Genetic deletion of Gdf11 does not affect red blood cell formation during homeostasis or after transplant.
Hematopoietic stem cell function is preserved in mice lacking Gdf11 expression within the blood lineage.
Tightly regulated production of mature blood cells is essential for health and survival in vertebrates and dependent on discrete populations of blood-forming (hematopoietic) stem and progenitor cells. Prior studies suggested that inhibition of growth differentiation factor 11 (GDF11) through soluble activin receptor type II (ActRII) ligand traps or neutralizing antibodies promotes erythroid precursor cell maturation and red blood cell formation in contexts of homeostasis and anemia.
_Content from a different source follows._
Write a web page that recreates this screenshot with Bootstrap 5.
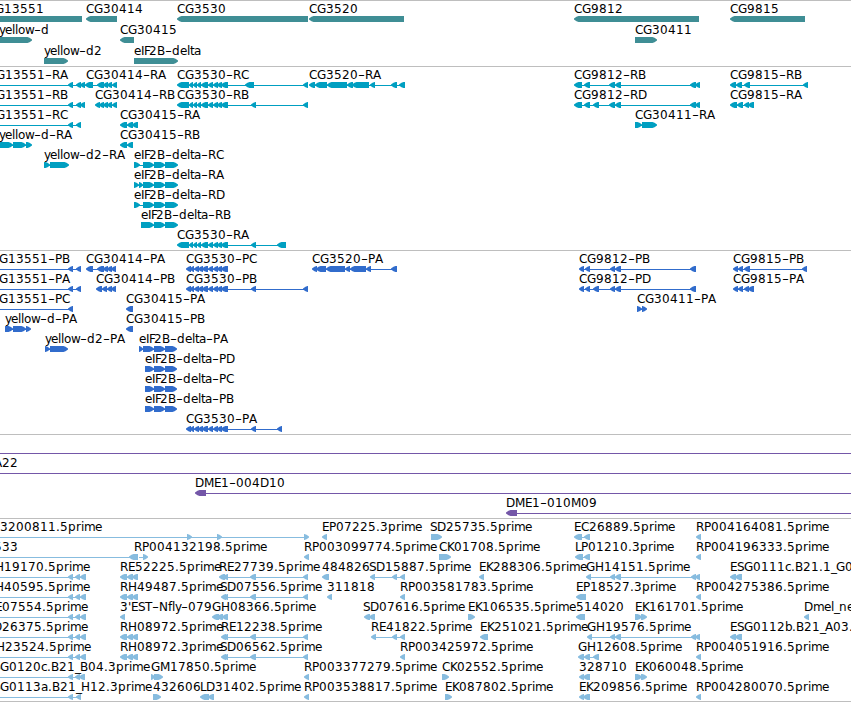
<!DOCTYPE html>
<html lang="en">
<head>
    <meta charset="UTF-8">
    <meta name="viewport" content="width=device-width, initial-scale=1.0">
    <title>Genome browser</title>
    <link href="https://cdn.jsdelivr.net/npm/bootstrap@5.3.0/dist/css/bootstrap.min.css" rel="stylesheet">
    <style>
        .browser {
            width: 851px;
            height: 702px;
            background-color: #fff;
        }

        .track {
            border-top: 1px solid #bebebe;
        }

        .track:last-child {
            border-bottom: 1px solid #bebebe;
        }

        .track text {
            font: 12px "DejaVu Sans", sans-serif;
            fill: #000;
        }

        .genes { color: #3f8e95; height: 66px; }
        .transcripts { color: #009fc1; height: 184px; }
        .proteins { color: #316ccc; height: 184px; }
        .clones { color: #7457a8; height: 84px; }
        .ests { color: #87bcdf; height: 184px; }
    </style>
</head>
<body>
    <main class="browser d-flex flex-column overflow-hidden">
        <section class="track genes flex-shrink-0" data-track="genes" data-pitch="21"></section>
        <section class="track transcripts flex-shrink-0" data-track="transcripts" data-pitch="20"></section>
        <section class="track proteins flex-shrink-0" data-track="proteins" data-pitch="20"></section>
        <section class="track clones flex-shrink-0" data-track="clones" data-pitch="20"></section>
        <section class="track ests flex-shrink-0" data-track="ests" data-pitch="20"></section>
    </main>

    <script src="https://cdn.jsdelivr.net/npm/bootstrap@5.3.0/dist/js/bootstrap.bundle.min.js"></script>
    <script>
        const cg3530 = '189:193 193:197 197:201 201:208 208:213 213:218 217:222 221:228';
        const cg3530p = '186:191 190:194 194:199 198:203 202:208 208:213 213:218 217:222 221:228';
        const eif = '143:154 154:165 165:178';
        const eifp = '145:154 154:165 165:177';

        // row, label, label x, strand, exons as "start:end"
        const tracks = {
            genes: [
                [0, 'CG13551', -13, '-', '-20:82'],
                [0, 'CG30414', 86, '-', '86:117'],
                [0, 'CG3530', 177, '-', '177:308'],
                [0, 'CG3520', 309, '-', '309:404'],
                [0, 'CG9812', 574, '-', '574:699'],
                [0, 'CG9815', 730, '-', '730:805'],
                [1, 'yellow-d', -1, '+', '-20:32'],
                [1, 'CG30415', 120, '-', '120:134'],
                [1, 'CG30411', 635, '+', '635:657'],
                [2, 'yellow-d2', 44, '+', '44:68'],
                [2, 'eIF2B-delta', 134, '+', '134:178']
            ],
            transcripts: [
                [0, 'CG13551-RA', -12, '-', '-20:-15 68:73 76:81 80:85 85:93'],
                [0, 'CG30414-RA', 86, '-', '86:93 97:104 103:108 107:112 112:117'],
                [0, 'CG3530-RC', 177, '-', '177:189 ' + cg3530 + ' 245:254 303:308'],
                [0, 'CG3520-RA', 309, '-', '309:315 315:327 327:347 347:353 352:369 370:375 391:397 399:405'],
                [0, 'CG9812-RB', 574, '-', '574:582 584:590 609:615 615:621 690:696 695:700'],
                [0, 'CG9815-RB', 730, '-', '730:736 736:742 744:750 803:808'],
                [1, 'CG13551-RB', -12, '-', '-20:-15 68:73 76:81 80:85'],
                [1, 'CG30414-RB', 95, '-', '95:100 99:104 103:108 107:112 112:117'],
                [1, 'CG3530-RB', 177, '-', '177:189 ' + cg3530 + ' 251:256 303:308'],
                [1, 'CG9812-RD', 574, '-', '574:582 584:590 593:599 609:615 615:621 690:696 695:700'],
                [1, 'CG9815-RA', 730, '-', '730:737 737:743 744:749 748:754'],
                [2, 'CG13551-RC', -12, '-', '-20:-15 68:73 76:81'],
                [2, 'CG30415-RA', 120, '-', '120:127 127:133 132:138'],
                [2, 'CG30411-RA', 635, '+', '635:642 642:657'],
                [3, 'yellow-d-RA', -1, '+', '-20:13 13:26 26:32'],
                [3, 'CG30415-RB', 120, '-', '120:127 127:133'],
                [4, 'yellow-d2-RA', 44, '+', '44:50 50:69'],
                [4, 'eIF2B-delta-RC', 134, '+', '134:140 ' + eif],
                [5, 'eIF2B-delta-RA', 134, '+', '134:139 139:143 ' + eif],
                [6, 'eIF2B-delta-RD', 134, '+', '134:140 ' + eif],
                [7, 'eIF2B-delta-RB', 141, '+', '141:154 154:165 165:178'],
                [8, 'CG3530-RA', 177, '-', '177:189 ' + cg3530 + ' 251:256 277:286']
            ],
            proteins: [
                [0, 'CG13551-PB', -9, '-', '-20:-15 68:73 76:81'],
                [0, 'CG30414-PA', 86, '-', '86:93 97:104 103:108 107:112 111:116'],
                [0, 'CG3530-PC', 186, '-', cg3530p],
                [0, 'CG3520-PA', 312, '-', '312:317 316:326 326:345 345:350 350:366 366:371 391:397'],
                [0, 'CG9812-PB', 579, '-', '579:584 585:590 610:615 615:621 690:696'],
                [0, 'CG9815-PB', 733, '-', '733:738 738:743 744:750 802:807'],
                [1, 'CG13551-PA', -9, '-', '-20:-15 68:73 76:81'],
                [1, 'CG30414-PB', 96, '-', '96:102 102:107 107:112 111:116'],
                [1, 'CG3530-PB', 186, '-', cg3530p + ' 251:256 303:308'],
                [1, 'CG9812-PD', 579, '-', '579:584 585:590 593:599 610:615 615:621 690:696'],
                [1, 'CG9815-PA', 733, '-', '733:738 738:743 744:749 748:754'],
                [2, 'CG13551-PC', -9, '-', '-20:-15 68:73'],
                [2, 'CG30415-PA', 126, '-', '126:133'],
                [2, 'CG30411-PA', 637, '+', '637:642 642:647'],
                [3, 'yellow-d-PA', 5, '+', '5:13 13:26 26:31'],
                [3, 'CG30415-PB', 126, '-', '126:133'],
                [4, 'yellow-d2-PA', 45, '+', '45:50 50:68'],
                [4, 'eIF2B-delta-PA', 139, '+', '139:143 143:154 154:165 165:177'],
                [5, 'eIF2B-delta-PD', 145, '+', eifp],
                [6, 'eIF2B-delta-PC', 145, '+', eifp],
                [7, 'eIF2B-delta-PB', 145, '+', eifp],
                [8, 'CG3530-PA', 186, '-', cg3530p + ' 251:256 277:282']
            ],
            clones: [
                [0, '', 0, '-', '-20:-15 870:880'],
                [1, 'A22', -6, '-', '-20:-15 870:880'],
                [2, 'DME1-004D10', 195, '-', '195:206 870:880'],
                [3, 'DME1-010M09', 506, '-', '506:517 870:880']
            ],
            ests: [
                [0, '3200811.5prime', 0, '+', '-20:-15 187:192 217:222 304:309'],
                [0, 'EP07225.3prime', 322, '-', '322:327'],
                [0, 'SD25735.5prime', 430, '+', '431:442'],
                [0, 'EC26889.5prime', 574, '-', '574:582 584:590'],
                [0, 'RP004164081.5prime', 696, '-', '696:701'],
                [1, '533', -6, '-', '-20:-15 129:138'],
                [1, 'RP004132198.5prime', 134, '+', '137:138 143:148'],
                [1, 'RP003099774.5prime', 304, '-', '304:309'],
                [1, 'CK01708.5prime', 439, '+', '439:451'],
                [1, 'LP01210.3prime', 575, '-', '575:583 584:590'],
                [1, 'RP004196333.5prime', 696, '-', '696:701'],
                [2, 'H19170.5prime', -5, '-', '-20:-15 68:73 75:80 80:86'],
                [2, 'RE52225.5prime', 120, '-', '120:127 127:133 132:138'],
                [2, 'RE27739.5prime', 219, '-', '219:225 223:228 250:256 303:308'],
                [2, '484826', 322, '-', '322:329'],
                [2, 'SD15887.5prime', 369, '-', '370:375 392:397 400:405'],
                [2, 'EK288306.5prime', 479, '-', '479:484'],
                [2, 'GH14151.5prime', 586, '-', '586:591 610:615 615:621 691:696 695:700'],
                [2, 'ESG0111c.B21.1_G05.5prime', 730, '-', '730:736 735:742'],
                [3, 'H40595.5prime', -5, '-', '-20:-15 68:73 75:80 80:86'],
                [3, 'RH49487.5prime', 120, '-', '120:127 127:133 132:138'],
                [3, 'SD07556.5prime', 220, '-', '221:226 223:228 250:256 303:308'],
                [3, '311818', 327, '-', '327:332'],
                [3, 'RP003581783.5prime', 400, '-', '400:405'],
                [3, 'EP18527.3prime', 576, '-', '576:586'],
                [3, 'RP004275386.5prime', 696, '-', '696:701'],
                [4, 'E07554.5prime', -5, '-', '-20:-15 68:73 75:80 80:86'],
                [4, "3'EST-Nfly-079", 120, '-', '120:125'],
                [4, 'GH08366.5prime', 212, '-', '212:219 217:223 222:228'],
                [4, 'SD07616.5prime', 363, '-', '364:370 369:375'],
                [4, 'EK106535.5prime', 468, '+', '468:475'],
                [4, '514020', 576, '-', '576:585'],
                [4, 'EK161701.5prime', 635, '+', '635:642 641:647'],
                [4, 'Dmel_neo', 804, '-', '804:809'],
                [5, 'D26375.5prime', -7, '-', '-20:-15 68:73 75:80 80:86'],
                [5, 'RH08972.5prime', 120, '-', '120:127 127:133 132:138'],
                [5, 'RE12238.5prime', 221, '-', '221:226 223:228 250:256 303:308'],
                [5, 'RE41822.5prime', 371, '-', '371:376 392:397 400:405'],
                [5, 'EK251021.5prime', 480, '-', '480:488'],
                [5, 'GH19576.5prime', 587, '-', '587:592 610:615 615:621 691:696 695:700'],
                [5, 'ESG0112b.B21_A03.5prime', 730, '-', '730:736 735:742'],
                [6, 'H23524.5prime', -4, '-', '-20:-15 68:73 75:80 80:86'],
                [6, 'RH08972.3prime', 120, '-', '120:127 127:133 132:138'],
                [6, 'SD06562.5prime', 220, '-', '221:226 223:228 250:256 303:308'],
                [6, 'RP003425972.5prime', 400, '-', '400:405'],
                [6, 'GH12608.5prime', 578, '-', '578:584 584:590 593:599'],
                [6, 'RP004051916.5prime', 696, '-', '696:701'],
                [7, 'ESG0120c.B21_B04.3prime', -14, '-', '-20:-15 68:73 75:80 79:85'],
                [7, 'GM17850.5prime', 151, '+', '151:155 154:163'],
                [7, 'RP003377279.5prime', 304, '-', '304:309'],
                [7, 'CK02552.5prime', 442, '+', '442:449'],
                [7, '328710', 579, '-', '579:584 583:590'],
                [7, 'EK060048.5prime', 635, '+', '635:642 641:647'],
                [8, 'ESG0113a.B21_H12.3prime', -14, '-', '-20:-15 68:73 76:81'],
                [8, '432606', 153, '+', '153:161'],
                [8, 'LD31402.5prime', 200, '-', '200:209 208:214'],
                [8, 'RP003538817.5prime', 304, '-', '304:309'],
                [8, 'EK087802.5prime', 445, '+', '445:452'],
                [8, 'EK209856.5prime', 579, '-', '579:584 583:590'],
                [8, 'RP004280070.5prime', 696, '-', '696:701']
            ]
        };

        // whole-pixel glyph advances of the label font
        const advances = {
            A: 8, B: 8, C: 8, D: 9, E: 7, F: 5, G: 9, H: 9, I: 3, K: 7, L: 6, M: 10, N: 9, P: 7, R: 8, S: 7, T: 7,
            a: 7, b: 7, c: 6, d: 8, e: 7, f: 4, i: 3, l: 3, m: 11, n: 8, o: 7, p: 8, r: 5, t: 4, w: 9, y: 6,
            '-': 7, '.': 4, '_': 5, "'": 3
        };
        const svgNS = 'http://www.w3.org/2000/svg';

        function add(parent, name, attrs) {
            const el = document.createElementNS(svgNS, name);
            Object.entries(attrs).forEach(([key, value]) => el.setAttribute(key, value));
            parent.appendChild(el);
            return el;
        }

        // box with a blunt arrowhead on the strand side
        function exonPoints(start, end, y, strand) {
            const head = Math.min(5, end - start);
            const dir = strand === '-' ? 1 : -1;
            const tip = strand === '-' ? start : end;
            const base = strand === '-' ? end : start;
            return [
                [tip, y - 0.5], [tip + dir * head * 0.5, y - 2.2], [tip + dir * head * 0.9, y - 3], [base, y - 3],
                [base, y + 3], [tip + dir * head * 0.9, y + 3], [tip + dir * head * 0.5, y + 2.2], [tip, y + 0.5]
            ].map(p => p.join(',')).join(' ');
        }

        function drawLabel(svg, label, x, y) {
            const text = add(svg, 'text', { y: y });
            // hyphens are stretched to the width of a dash
            label.split(/(-)/).filter(Boolean).forEach(part => {
                const xs = [];
                for (const ch of part) {
                    xs.push(x);
                    x += advances[ch] || 8;
                }
                const attrs = part === '-'
                    ? { x: xs[0], textLength: 7, lengthAdjust: 'spacingAndGlyphs' }
                    : { x: xs.join(' ') };
                add(text, 'tspan', attrs).textContent = part;
            });
        }

        document.querySelectorAll('.track').forEach(track => {
            const pitch = Number(track.dataset.pitch);
            const svg = add(track, 'svg', { width: 851, height: '100%', class: 'd-block', fill: 'currentColor' });
            const features = tracks[track.dataset.track];

            features.forEach(([row, label, x, strand, list]) => {
                const y = 18 + row * pitch;
                const exons = list.split(' ').map(e => e.split(':').map(Number));
                const first = exons[0][0] + 2;
                const last = exons[exons.length - 1][1] - 2;
                add(svg, 'rect', { x: first, y: y, width: last - first, height: 1 });
                exons.forEach(([start, end]) => {
                    add(svg, 'polygon', { points: exonPoints(start, end, y, strand) });
                });
            });
            features.forEach(([row, label, x]) => drawLabel(svg, label, x, 12 + row * pitch));
        });
    </script>
</body>
</html>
As Gdf11 is expressed by mature hematopoietic cells, and erythroid precursor cell expression of Gdf11 has been implicated in regulating erythropoiesis, we hypothesized that genetic disruption of Gdf11 in blood cells might perturb normal hematopoiesis or recovery from hematopoietic insult. Contrary to these predictions, we found that deletion of Gdf11 in the hematopoietic lineage in mice does not alter erythropoiesis or erythroid precursor cell frequency under normal conditions or during hematopoietic recovery after irradiation and transplantation. In addition, although hematopoietic cell-derived Gdf11 may contribute to the pool of circulating GDF11 protein during adult homeostasis, loss of Gdf11 specifically in the blood system does not impair hematopoietic stem cell function or induce overt pathological consequences. Taken together, these results reveal that hematopoietic cell–derived Gdf11 is largely dispensable for native and transplant-induced blood formation.